By Dana Jacobi for the

There was a time when I would confidently make a three-layer devil's food cake from scratch, complete with marshmallow frosting, but would hesitate at baking a simple loaf of bread. The cake tasted great even when it was not picture perfect. My bread-baking results, on the other hand, were sometimes inedible, adding insult to injury after hours of diligent work.

To master my fear of working with yeast, I selected a recipe for a loaf I liked enough to eat every day. I've now made this recipe often enough to promise that it will let you conquer bread-baking without fear of failing. Equally important, it takes little time to make.

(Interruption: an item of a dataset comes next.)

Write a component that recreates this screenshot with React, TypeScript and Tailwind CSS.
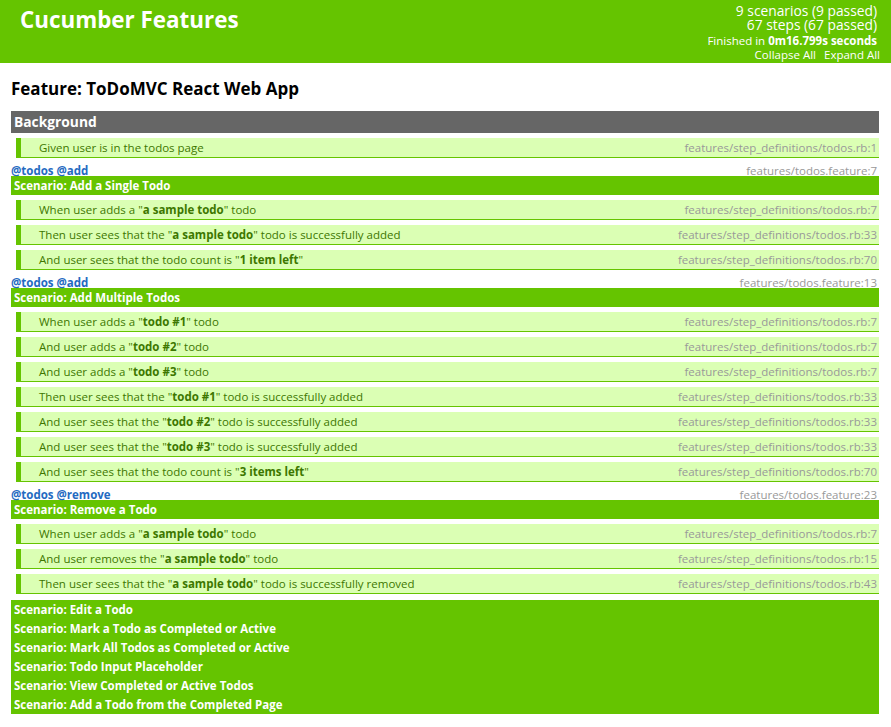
const font = { fontFamily: '"Open Sans", "Liberation Sans", sans-serif' };

type Step = { kw: string; parts: (string | { p: string })[]; file: string };

const stepsFile = "features/step_definitions/todos.rb";

function s(kw: string, file: string, ...parts: (string | { p: string })[]): Step {
  return { kw, parts, file: `${stepsFile}:${file}` };
}

const scenarios: { tags: string; file: string; title: string; steps: Step[] }[] = [
  {
    tags: "@todos @add",
    file: "features/todos.feature:7",
    title: "Add a Single Todo",
    steps: [
      s("When", "7", 'user adds a "', { p: "a sample todo" }, '" todo'),
      s("Then", "33", 'user sees that the "', { p: "a sample todo" }, '" todo is successfully added'),
      s("And", "70", 'user sees that the todo count is "', { p: "1 item left" }, '"'),
    ],
  },
  {
    tags: "@todos @add",
    file: "features/todos.feature:13",
    title: "Add Multiple Todos",
    steps: [
      s("When", "7", 'user adds a "', { p: "todo #1" }, '" todo'),
      s("And", "7", 'user adds a "', { p: "todo #2" }, '" todo'),
      s("And", "7", 'user adds a "', { p: "todo #3" }, '" todo'),
      s("Then", "33", 'user sees that the "', { p: "todo #1" }, '" todo is successfully added'),
      s("And", "33", 'user sees that the "', { p: "todo #2" }, '" todo is successfully added'),
      s("And", "33", 'user sees that the "', { p: "todo #3" }, '" todo is successfully added'),
      s("And", "70", 'user sees that the todo count is "', { p: "3 items left" }, '"'),
    ],
  },
  {
    tags: "@todos @remove",
    file: "features/todos.feature:23",
    title: "Remove a Todo",
    steps: [
      s("When", "7", 'user adds a "', { p: "a sample todo" }, '" todo'),
      s("And", "15", 'user removes the "', { p: "a sample todo" }, '" todo'),
      s("Then", "43", 'user sees that the "', { p: "a sample todo" }, '" todo is successfully removed'),
    ],
  },
];

const collapsed = [
  "Edit a Todo",
  "Mark a Todo as Completed or Active",
  "Mark All Todos as Completed or Active",
  "Todo Input Placeholder",
  "View Completed or Active Todos",
  "Add a Todo from the Completed Page",
];

// passed step row: light green with a thick left bar and thin bottom rule
function StepRow({ step }: { step: Step }) {
  return (
    <li className="mt-[5px] ml-[5px] flex h-[20px] items-center justify-between border-b border-l-[5px] border-[#65c400] bg-[#dbffb4] pl-[18px] pr-[2px] text-[11.5px] leading-[13px] text-[#3d7700]">
      <span className="whitespace-nowrap">
        {step.kw}{" "}
        {step.parts.map((p, i) =>
          typeof p === "string" ? <span key={i}>{p}</span> : <b key={i}>{p.p}</b>
        )}
      </span>
      <span className="whitespace-nowrap text-[#999999]">{step.file}</span>
    </li>
  );
}

export default function App() {
  return (
    <div className="min-h-[727px] bg-white text-black" style={font}>
      <div className="flex h-[63px] items-start justify-between bg-[#65c400] text-white">
        <h1 className="ml-[20px] mt-[5px] text-[22.4px] font-bold leading-[30px]">Cucumber Features</h1>
        <div className="mr-[14px] mt-[4px] text-right">
          <p className="text-[13.8px] leading-[14px]">9 scenarios (9 passed)</p>
          <p className="text-[13.8px] leading-[14px]">67 steps (67 passed)</p>
          <p className="mt-[2px] text-[11.5px] leading-[14px]">
            Finished in <b>0m16.799s seconds</b>
          </p>
          <p className="-mr-[3px] text-[11.5px] leading-[13px]">
            Collapse All<span className="ml-[8px]">Expand All</span>
          </p>
        </div>
      </div>

      <div className="ml-[11px] mr-[12px]">
        <h2 className="pt-[14px] text-[17px] font-bold leading-[24px]">Feature: ToDoMVC React Web App</h2>
        <div className="mt-[10px] flex h-[22px] items-center bg-[#666666] pl-[3px] text-[13.8px] font-bold text-white">
          Background
        </div>
        <ol>
          <StepRow step={{ kw: "Given", parts: ["user is in the todos page"], file: `${stepsFile}:1` }} />
        </ol>

        {scenarios.map((sc) => (
          <div key={sc.title}>
            <div className="mt-[5px] flex h-[13px] items-center justify-between text-[11.5px] leading-[13px]">
              <span className="relative top-[1px] font-bold text-[#246ac1]">{sc.tags}</span>
              <span className="relative top-[1px] pr-[2px] text-[#999999]">{sc.file}</span>
            </div>
            <h3 className="flex h-[19px] items-center bg-[#65c400] pl-[3px] text-[11.5px] font-bold text-white">
              Scenario: {sc.title}
            </h3>
            <ol>
              {sc.steps.map((st, i) => (
                <StepRow key={i} step={st} />
              ))}
            </ol>
          </div>
        ))}

        <div className="mt-[6px] bg-[#65c400]">
          {collapsed.map((t) => (
            <h3 key={t} className="flex h-[19px] items-center pl-[3px] text-[11.5px] font-bold text-white">
              Scenario: {t}
            </h3>
          ))}
        </div>
      </div>
    </div>
  );
}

This is a batter bread, which doesn't require kneading. Instead, it is vigorously stirred, then turned directly into the baking pan. This eliminates guessing about whether it is properly kneaded as well as the mess of a doughy board and flour strewn about. This loaf rises just once, so it takes about the same amount of time as your favorite zucchini or banana bread.

The recipe is adapted from Myrtle Allen's Cooking in Ballymaloe House, a cookbook from one of Ireland's great restaurants. This light and pleasant whole-grain loaf is delightful toasted, for sandwiches or to accompany soups and salads. It conquers any prejudice about whole wheat bread.

For success, always follow two suggestions. First, measure the yeast, which avoids the problem of active dry yeast packets whose weight can vary as much as 20 percent.

Second, go by visual cues during proofing (a test to ensure yeast is alive, "proven" if it swells and bubbles when steeped in a warm liquid) and the rising period. Set a timer for less than the recipe calls for and check how the yeast mixture, or the loaf, looks. This reduces the risk of the yeast losing power from sitting too long in a warm kitchen after it dissolves, or the loaf collapsing during baking, as it does if it over-rises before going into the oven.

1 tsp. butter

3 1/3 cups (14 oz.) whole wheat flour, preferably stone-ground

1/2 cup (2 oz.) unbleached white bread flour

2 tsp. salt

1 Tbsp. unsulphured molasses

2 cups lukewarm water (100-115 degrees)

2 Tbsp. dry active yeast (about 2 1/2 packages)

Use butter to generously grease light-colored 9x5x3-inch bread pan. Set pan aside. Set rack in center of oven.

In large bowl, combine whole wheat and white flour with salt. To warm flour and bowl, set in gas oven with pilot light or electric oven on lowest possible setting.

In small bowl, mix molasses into 1/2 cup of water. Sprinkle yeast over liquid. Set aside until yeast is dissolved and foamy, about 5 minutes.

Remove warmed bowl of flour from oven. Preheat oven to 450 degrees.

Using wooden spoon, mix yeast and remaining 1 1/2 cups water into flour until sticky dough forms. Mixture will seem dry at first but gets wetter as stirred. It will partially pull away from sides of bowl but remain sticky and too soft to knead. Turn dough into prepared baking pan. Cover pan with dish towel. Set in warm, draft-free place until dough doubles in volume, 10 to 15 minutes, and is slightly below edge of pan.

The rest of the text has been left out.